If you're thinking of goldfish for outdoor ponds, the cheap and
common "Comets" are said to be one of the best choices. At
Marrickville Aquarium these four cost $14. They're tough,
they eat mozzie larvae, they can cope with murky-ish water,
and they aren't rowdy.
Paul came to us from the Marrickville Aquarium shop too,
so maybe Meadow and AJ are his distant cousins?

The basics of adding goldfish to an outdoor pond are straightforward.
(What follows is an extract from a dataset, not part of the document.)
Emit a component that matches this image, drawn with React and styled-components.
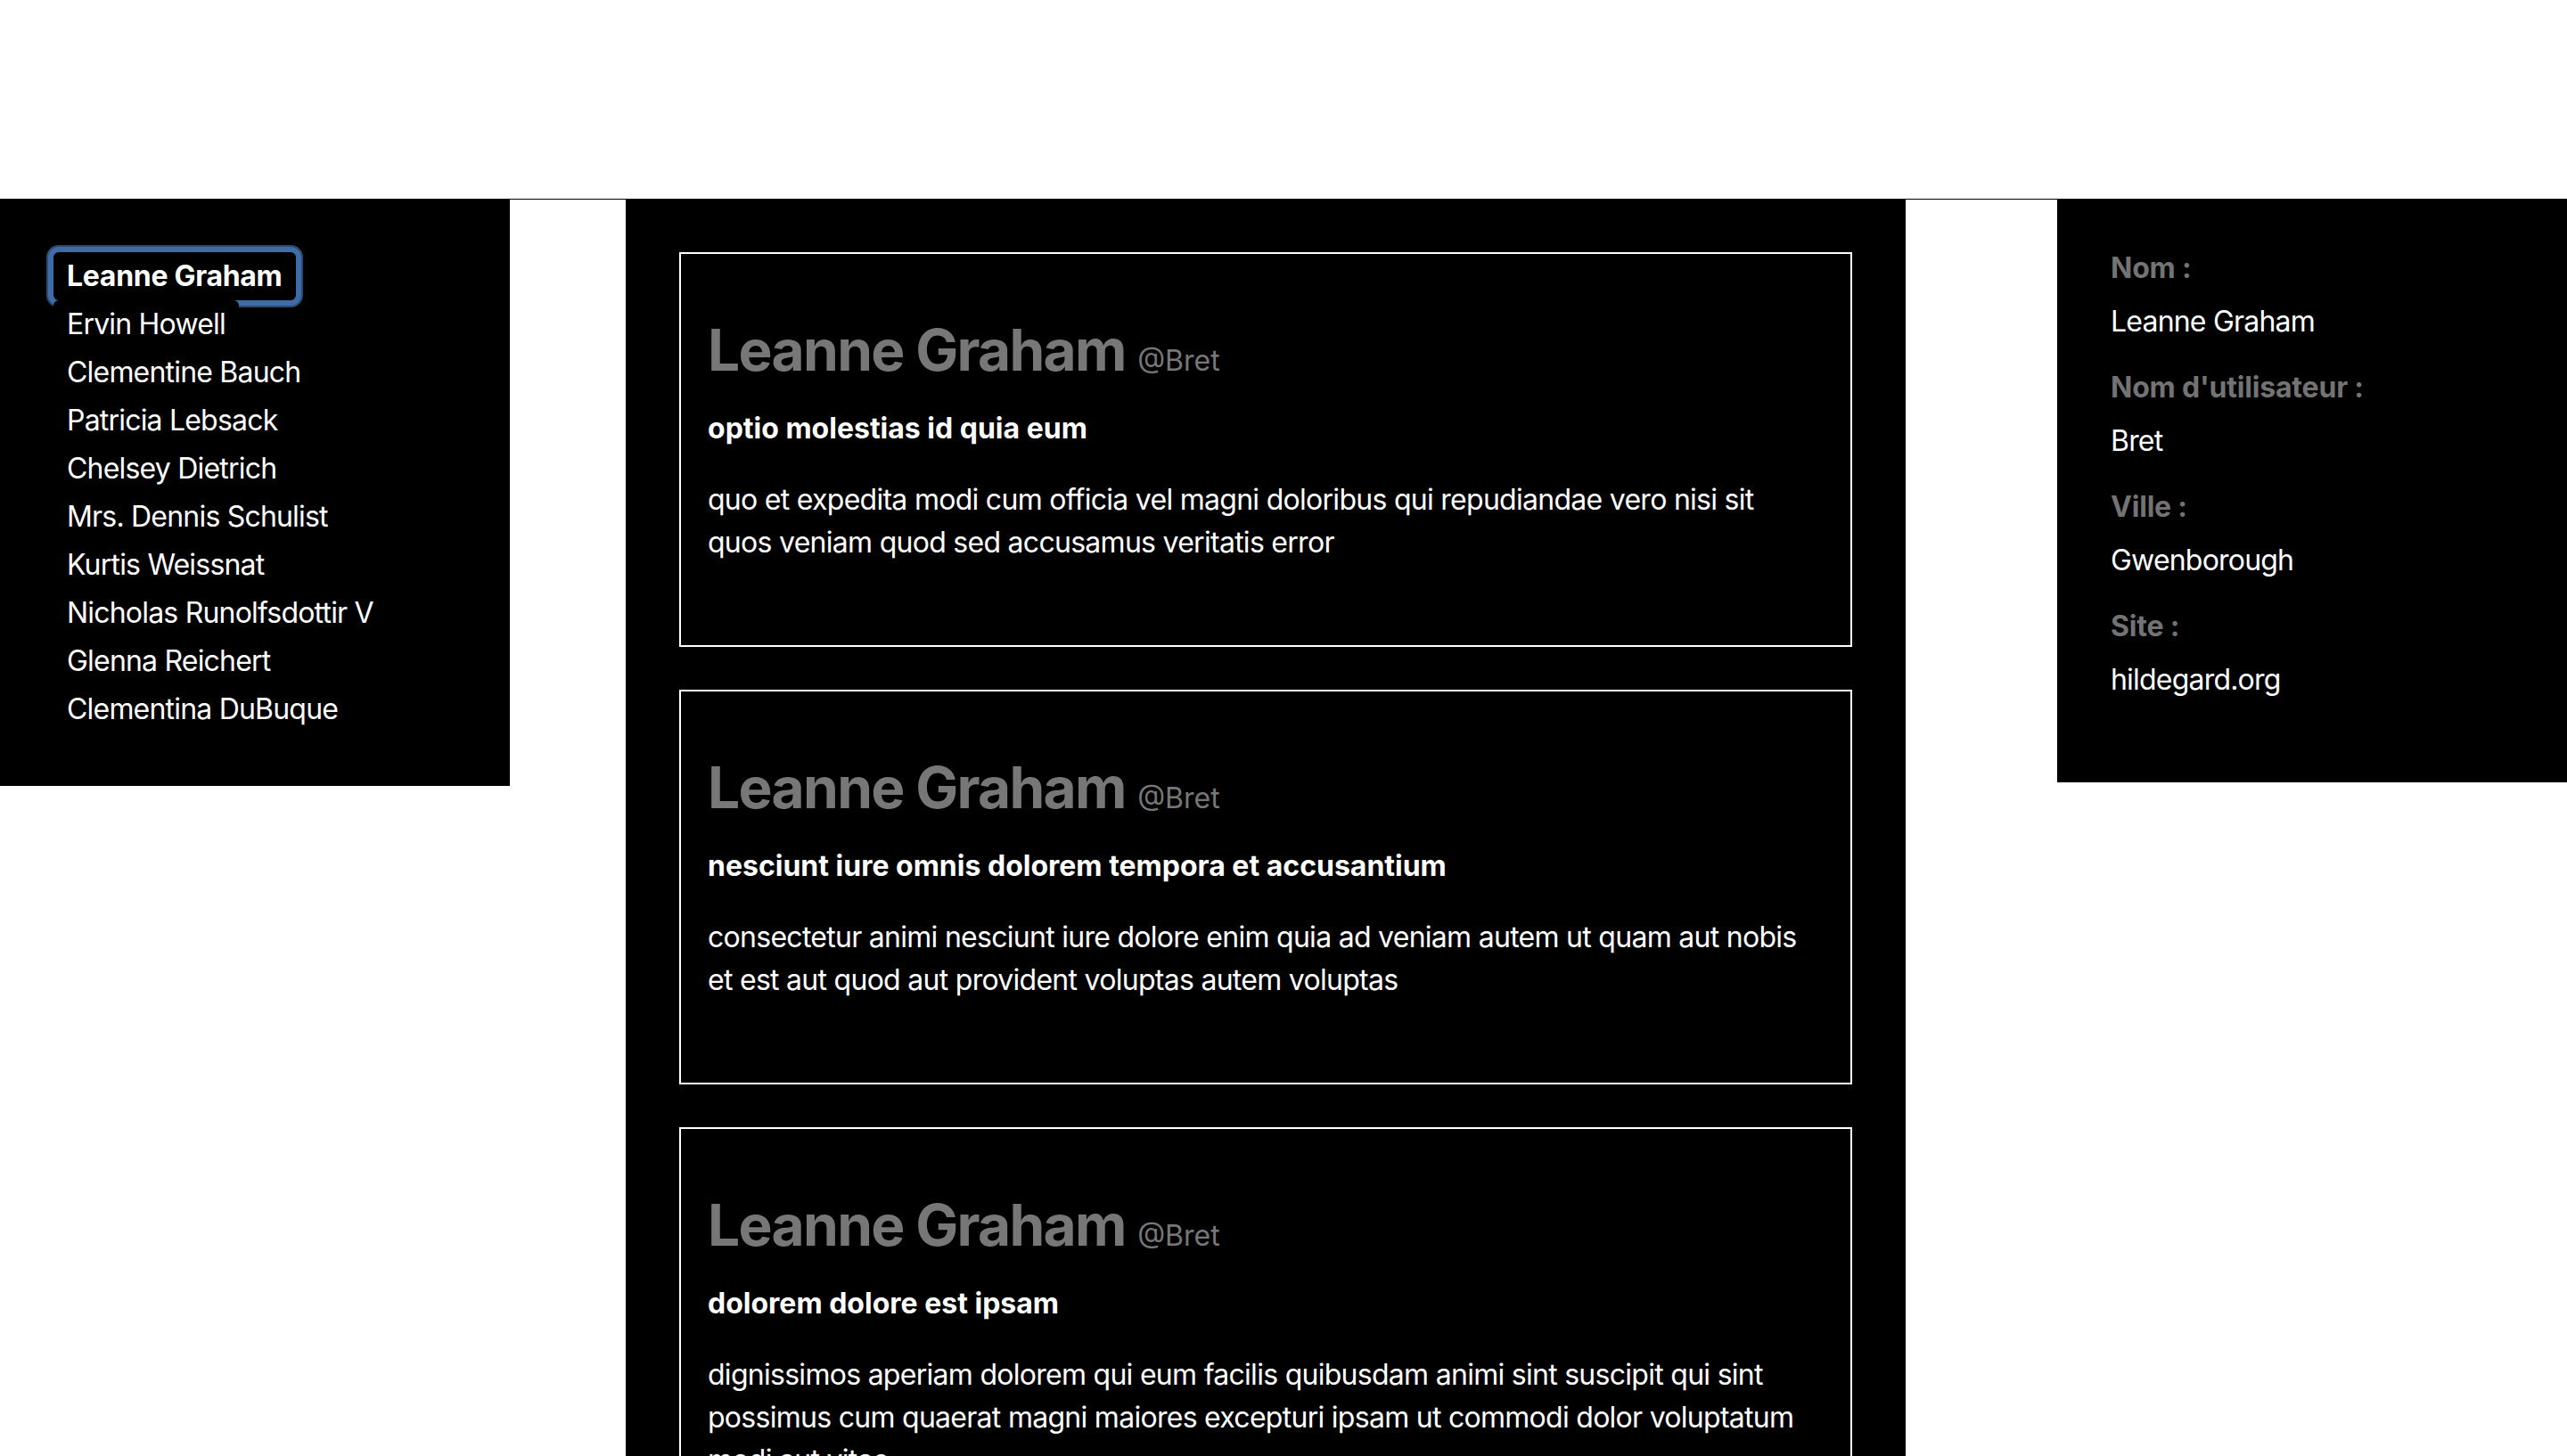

1. I filled both pots up with water on Wednesday this week, and so the water itself has had a few days of sunshine (and a bit of rain) to evaporate off chemical residues of chlorine and other stuff that is added to a city's drinking water. Apparently adding little goldfish straight into tapwater will kill some of them. So, "age" your water for a day or two.
2. Leave your new goldfish in their bag of water, and sit it in the pond for at least half an hour, or more, so the temperature of their water slowly becomes the same as the temperature of the pond's water. Then gently release them into the water. That's it.


Here's both ponds with their bags of goldfish. Tony and Carmela
are in the bigger (and new) pot on the left, and Ajay and Meadow
are in the original, smaller pot on the right. 
Here's a slightly fuzzy shot of Tony and Carmela moments after
they were released from the bag. They stayed down the bottom
of the pond for a few minutes, and now they are swimming
around, exploring their strange new world.
Last but not least, I've installed an ACME cat frustrator for
our local fish-obsessed pussy cat, the eternally unsuccessful
Wile. E. Coyote, who hunts by night and never catches a thing.
Just as in my previous posting, where I talked about the second generation of curry leaf trees starting its career here, now I'm introducing the second generation of our mozzie munching goldfish. The times they are a' changing...

I hope they enjoy it here, and I certainly hope that they are here for at least six more years, hopefully. Come to think of it, I guess I could say the same for me!